You can find conflicting studies. In 2010, the Health Effects Institute analyzed 700 studies from around the world and linked traffic pollution to childhood asthma attacks, impaired lung function, cardiovascular disease, and morbidity. A distance of 980 to 1,640 feet from a highway had the greatest incidences of health problems, about the length of three to five football fields. These are matters the City Council will have to consider.

So, too, will be the process. Jon Hetzel, of Madison Partners and the chairman of the Deep Ellum Foundation, says the neighborhood has been trying to lease the land from the city for more than eight years. They drew up a deal years ago that would give the city any excess revenue from between 500 to 1,000 parking spaces it wanted in what’s known as Lot E, another section of the land under the freeway, immediately south of the proposed soccer fields. West apparently knows how get things done faster than the Deep Ellum Foundation.

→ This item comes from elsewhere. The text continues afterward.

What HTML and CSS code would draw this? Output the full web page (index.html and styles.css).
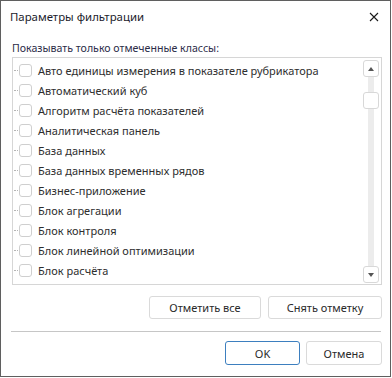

Hetzel was not aware of a process by which the foundation could have gone to the state to petition for the use of the land. And because TxDOT isn’t seeking to sell the land, only lease it, the agency doesn’t have to request competitive bids for use of its right-of-way. That’s where those in opposition aim their criticism.

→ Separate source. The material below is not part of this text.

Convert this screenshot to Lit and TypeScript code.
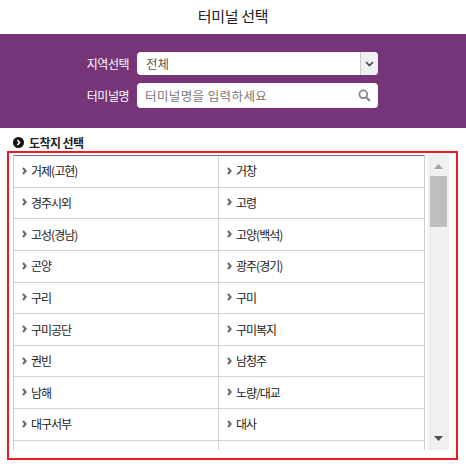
import { LitElement, html, css } from "lit";
import { customElement } from "lit/decorators.js";

const rows: [string, string][] = [
  ["거제(고현)", "거창"],
  ["경주시외", "고령"],
  ["고성(경남)", "고양(백석)"],
  ["곤양", "광주(경기)"],
  ["구리", "구미"],
  ["구미공단", "구미복지"],
  ["권빈", "남청주"],
  ["남해", "노량/대교"],
  ["대구서부", "대사"],
  ["", ""],
];

@customElement("app-root")
export class AppRoot extends LitElement {
  static styles = css`
    :host {
      display: block;
      width: 466px;
      height: 468px;
      overflow: hidden;
      background: #fff;
      font-family: "Noto Sans CJK KR", "Noto Sans", sans-serif;
      font-size: 12px;
      color: #222;
    }
    .title {
      height: 34px;
      display: flex;
      align-items: center;
      justify-content: center;
      font-size: 15px;
      letter-spacing: -0.3px;
      padding-bottom: 3px;
      box-sizing: border-box;
    }
    .panel {
      height: 94px;
      background: #763578;
      box-sizing: border-box;
      padding: 18px 88px 0 0;
      display: flex;
      flex-direction: column;
      gap: 8px;
    }
    .line {
      display: flex;
      justify-content: flex-end;
      align-items: center;
      gap: 8px;
      color: #fff;
      font-size: 12px;
      letter-spacing: -0.5px;
    }
    .field {
      width: 241px;
      background: #fff;
      border-radius: 4px;
      box-sizing: border-box;
      display: flex;
      align-items: center;
      color: #555;
      font-size: 12.5px;
      letter-spacing: 0;
      overflow: hidden;
    }
    .sel { height: 23px; padding-left: 9px; }
    .inp { height: 25px; padding-left: 8px; color: #777; letter-spacing: 0.4px; }
    .grow { flex: 1; }
    .btn {
      width: 17px;
      align-self: stretch;
      background: #f0f0f0;
      border-left: 1px solid #ccc;
      display: flex;
      align-items: center;
      justify-content: center;
    }
    .mag { margin-right: 7px; }
    .sub {
      height: 23px;
      display: flex;
      align-items: center;
      gap: 5px;
      padding: 5px 0 0 13px;
      box-sizing: border-box;
      font-weight: 700;
      font-size: 12px;
      letter-spacing: -0.6px;
      color: #222;
    }
    .box {
      margin: 0 8px 0 7px;
      height: 309px;
      border: 2px solid #ed1c24;
      box-sizing: border-box;
      padding: 2px 7px 0 4px;
      display: flex;
      gap: 3px;
    }
    .list {
      flex: 1;
      height: 295px;
      overflow: hidden;
      border-top: 1px solid #777;
      border-left: 1px solid #ccc;
      border-right: 1px solid #ccc;
      box-sizing: border-box;
    }
    .row {
      display: grid;
      grid-template-columns: 204px 1fr;
      height: 31.65px;
      box-sizing: border-box;
      border-bottom: 1px solid #d2d2d2;
    }
    .cell {
      display: flex;
      align-items: center;
      gap: 4px;
      padding-left: 8px;
      padding-bottom: 1px;
      box-sizing: border-box;
      letter-spacing: -1px;
    }
    .cell + .cell { border-left: 1px solid #d2d2d2; }
    .bar {
      width: 21px;
      height: 295px;
      background: #f0f0f0;
      display: flex;
      flex-direction: column;
      align-items: center;
    }
    .up { margin-top: 9px; }
    .thumb {
      width: 17px;
      height: 51px;
      margin-top: 7px;
      background: #bebebe;
    }
    .down { margin-top: auto; margin-bottom: 9px; }
  `;

  private chev() {
    return html`<svg width="5" height="8" viewBox="0 0 5 8"><path d="M1 1l2.6 3L1 7" fill="none" stroke="#666" stroke-width="2"/></svg>`;
  }

  render() {
    return html`
      <div class="title">터미널 선택</div>
      <div class="panel">
        <div class="line">
          <span>지역선택</span>
          <div class="field sel">
            <span class="grow">전체</span>
            <div class="btn">
              <svg width="9" height="6" viewBox="0 0 9 6"><path d="M1 1l3.5 3.5L8 1" fill="none" stroke="#444" stroke-width="1.6"/></svg>
            </div>
          </div>
        </div>
        <div class="line">
          <span>터미널명</span>
          <div class="field inp">
            <span class="grow">터미널명을 입력하세요</span>
            <svg class="mag" width="13" height="13" viewBox="0 0 13 13"><circle cx="5.3" cy="5.3" r="3.9" fill="none" stroke="#888" stroke-width="1.8"/><path d="M8.2 8.2l3.8 3.8" stroke="#888" stroke-width="2.2"/></svg>
          </div>
        </div>
      </div>
      <div class="sub">
        <svg width="11" height="11" viewBox="0 0 11 11"><circle cx="5.5" cy="5.5" r="5.5" fill="#111"/><path d="M4.3 3l2.4 2.5L4.3 8" fill="none" stroke="#fff" stroke-width="1.5"/></svg>
        <span>도착지 선택</span>
      </div>
      <div class="box">
        <div class="list">
          ${rows.map(
            ([a, b]) => html`<div class="row">
              <div class="cell">${a ? this.chev() : ""}<span>${a}</span></div>
              <div class="cell">${b ? this.chev() : ""}<span>${b}</span></div>
            </div>`
          )}
        </div>
        <div class="bar">
          <svg class="up" width="9" height="5" viewBox="0 0 9 5"><path d="M4.5 0L9 5H0z" fill="#a3a3a3"/></svg>
          <div class="thumb"></div>
          <svg class="down" width="9" height="5" viewBox="0 0 9 5"><path d="M0 0h9L4.5 5z" fill="#505050"/></svg>
        </div>
      </div>
    `;
  }
}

“A transportation authority rewarding public land to a private developer having nothing to do with transportation prior to any strategic, long-term plans being finalized lacks prudence and raises serious questions,” read a statement from the Coalition for a New Dallas. “And now the City Council is essentially being directed to comply with this. Thankfully, this is a new City Council that was elected with a mandate to clean up the way Dallas does business. Council now has an opportunity to show strong leadership and ethics by not allowing this MUA to be amended as proposed.”

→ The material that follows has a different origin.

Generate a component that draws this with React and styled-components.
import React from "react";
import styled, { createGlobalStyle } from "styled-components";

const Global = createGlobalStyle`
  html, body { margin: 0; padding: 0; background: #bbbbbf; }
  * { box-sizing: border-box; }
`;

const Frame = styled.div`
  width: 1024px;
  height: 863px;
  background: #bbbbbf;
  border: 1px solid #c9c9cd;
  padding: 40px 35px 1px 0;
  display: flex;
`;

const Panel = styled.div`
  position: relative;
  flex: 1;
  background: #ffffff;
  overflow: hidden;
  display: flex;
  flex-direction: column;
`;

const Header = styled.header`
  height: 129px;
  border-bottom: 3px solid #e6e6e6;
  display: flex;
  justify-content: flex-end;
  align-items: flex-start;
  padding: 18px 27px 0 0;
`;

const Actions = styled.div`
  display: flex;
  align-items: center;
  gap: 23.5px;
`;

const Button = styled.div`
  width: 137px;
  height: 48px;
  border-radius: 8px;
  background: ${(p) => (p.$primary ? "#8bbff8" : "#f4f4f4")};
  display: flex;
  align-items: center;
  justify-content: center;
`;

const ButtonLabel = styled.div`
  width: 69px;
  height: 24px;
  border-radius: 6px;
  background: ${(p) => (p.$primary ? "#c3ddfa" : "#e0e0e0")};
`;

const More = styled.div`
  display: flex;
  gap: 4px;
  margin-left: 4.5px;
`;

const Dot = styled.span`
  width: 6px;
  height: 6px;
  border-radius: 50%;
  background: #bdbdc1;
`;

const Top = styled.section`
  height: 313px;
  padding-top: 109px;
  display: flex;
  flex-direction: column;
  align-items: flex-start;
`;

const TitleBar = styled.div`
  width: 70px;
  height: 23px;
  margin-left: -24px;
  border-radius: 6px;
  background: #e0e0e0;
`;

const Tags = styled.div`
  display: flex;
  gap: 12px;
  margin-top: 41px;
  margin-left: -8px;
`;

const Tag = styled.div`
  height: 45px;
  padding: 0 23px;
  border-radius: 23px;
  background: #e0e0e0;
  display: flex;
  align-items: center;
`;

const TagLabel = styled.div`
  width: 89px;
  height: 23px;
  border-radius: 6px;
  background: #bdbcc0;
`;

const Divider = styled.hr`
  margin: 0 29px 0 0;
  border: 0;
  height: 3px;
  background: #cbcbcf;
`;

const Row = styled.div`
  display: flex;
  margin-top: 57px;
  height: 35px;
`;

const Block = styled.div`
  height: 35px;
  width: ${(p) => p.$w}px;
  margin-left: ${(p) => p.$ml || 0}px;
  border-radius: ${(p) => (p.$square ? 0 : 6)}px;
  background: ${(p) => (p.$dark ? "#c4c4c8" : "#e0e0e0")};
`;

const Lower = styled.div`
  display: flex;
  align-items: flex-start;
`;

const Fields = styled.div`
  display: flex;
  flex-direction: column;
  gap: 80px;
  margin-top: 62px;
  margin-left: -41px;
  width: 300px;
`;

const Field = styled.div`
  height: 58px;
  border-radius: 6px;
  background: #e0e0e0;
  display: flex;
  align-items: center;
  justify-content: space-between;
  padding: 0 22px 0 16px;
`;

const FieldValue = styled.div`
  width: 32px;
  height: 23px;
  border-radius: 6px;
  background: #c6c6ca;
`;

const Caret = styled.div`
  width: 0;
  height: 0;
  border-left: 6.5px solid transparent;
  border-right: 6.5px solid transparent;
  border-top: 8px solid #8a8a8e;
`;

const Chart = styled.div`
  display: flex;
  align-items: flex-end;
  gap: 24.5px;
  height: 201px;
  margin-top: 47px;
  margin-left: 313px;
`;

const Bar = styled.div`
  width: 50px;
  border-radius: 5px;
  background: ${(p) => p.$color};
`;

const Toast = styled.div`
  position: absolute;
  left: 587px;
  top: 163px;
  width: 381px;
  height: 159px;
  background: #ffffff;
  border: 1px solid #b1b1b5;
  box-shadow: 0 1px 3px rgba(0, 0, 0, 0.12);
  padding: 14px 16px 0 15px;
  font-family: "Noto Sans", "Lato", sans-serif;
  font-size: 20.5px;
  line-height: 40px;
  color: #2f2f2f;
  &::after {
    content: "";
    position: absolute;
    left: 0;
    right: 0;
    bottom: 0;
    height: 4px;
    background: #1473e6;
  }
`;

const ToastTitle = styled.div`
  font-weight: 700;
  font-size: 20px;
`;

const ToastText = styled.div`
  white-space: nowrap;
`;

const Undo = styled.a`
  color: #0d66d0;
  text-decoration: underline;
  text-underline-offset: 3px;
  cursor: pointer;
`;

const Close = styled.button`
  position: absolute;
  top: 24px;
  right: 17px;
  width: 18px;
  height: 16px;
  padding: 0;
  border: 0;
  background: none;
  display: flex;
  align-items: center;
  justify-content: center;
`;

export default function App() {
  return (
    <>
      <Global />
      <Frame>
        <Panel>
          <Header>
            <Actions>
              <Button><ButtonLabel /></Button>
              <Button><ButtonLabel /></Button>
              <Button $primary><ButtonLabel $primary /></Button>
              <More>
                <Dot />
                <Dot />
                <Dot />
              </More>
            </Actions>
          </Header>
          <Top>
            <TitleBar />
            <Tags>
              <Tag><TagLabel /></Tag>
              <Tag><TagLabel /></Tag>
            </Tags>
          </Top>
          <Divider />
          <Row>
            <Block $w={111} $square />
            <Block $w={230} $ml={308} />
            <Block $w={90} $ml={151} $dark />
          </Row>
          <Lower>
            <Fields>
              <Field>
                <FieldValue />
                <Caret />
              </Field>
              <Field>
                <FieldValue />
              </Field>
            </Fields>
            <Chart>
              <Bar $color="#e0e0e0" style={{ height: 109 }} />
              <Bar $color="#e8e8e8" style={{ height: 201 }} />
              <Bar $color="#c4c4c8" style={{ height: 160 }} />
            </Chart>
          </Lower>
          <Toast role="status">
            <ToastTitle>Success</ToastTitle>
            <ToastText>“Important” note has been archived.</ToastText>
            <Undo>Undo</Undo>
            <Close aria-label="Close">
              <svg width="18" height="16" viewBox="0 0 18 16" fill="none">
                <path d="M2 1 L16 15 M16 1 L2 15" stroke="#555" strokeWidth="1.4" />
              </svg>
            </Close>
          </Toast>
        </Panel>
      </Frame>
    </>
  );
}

Rogers, the city’s transportation director, says he’s trying to move on these projects quickly. The city’s projected post-COVID shortfall is already $33 million. Sales tax revenue is expected to fall off a cliff. There is uncertainty about federal and state dollars for big projects.

Small wins, like getting approval for all of Carpenter Park and control of the space along Martin Luther King Jr. Boulevard, would put the city in a position to execute quickly, he says. Letting the future of I-345 govern the space beneath it now would put the city at risk of missing out on these opportunities, he adds, especially considering those projects in South Dallas are already moving. Currently, I-345 is undergoing what’s known as a feasibility study and will still need engineering plans for whatever it determines. To Rogers, the city’s safest bet is to include exit clauses for anything that could conflict with the future of the highway and get to work. He says I-345 still has no state dollars allocated to its future, and the monetary hit from COVID-19 could push that project back even further.

“We have these items that are right before us today,” he says. “The funds for 345 could be a little ways down the road. If there are opportunities to do things in the meantime, we should do them. But they should have a caveat they can all go based on the engineering.”

We know state Sen. Royce West is against the removal of I-345. As for his son? “I am in support of tearing down 345 as long as the people in South Dallas, as well as the southern sector of Dallas, are not disproportionately affected by it,” Roddrick says. “I have brothers and friends who live in South Dallas … who work up north. They take 345 all the time, and it’s already a hard commute for them. I’m trying to imagine 345 being gone and what that would do to the commute and them dreading the prospect of that.”

The council committee has plenty to unpack next week. It is a question of land use more than anything, of whether the city believes the space under a freeway that could be torn down or buried is an appropriate home for this private development. And Roddrick West will have to escape his last name.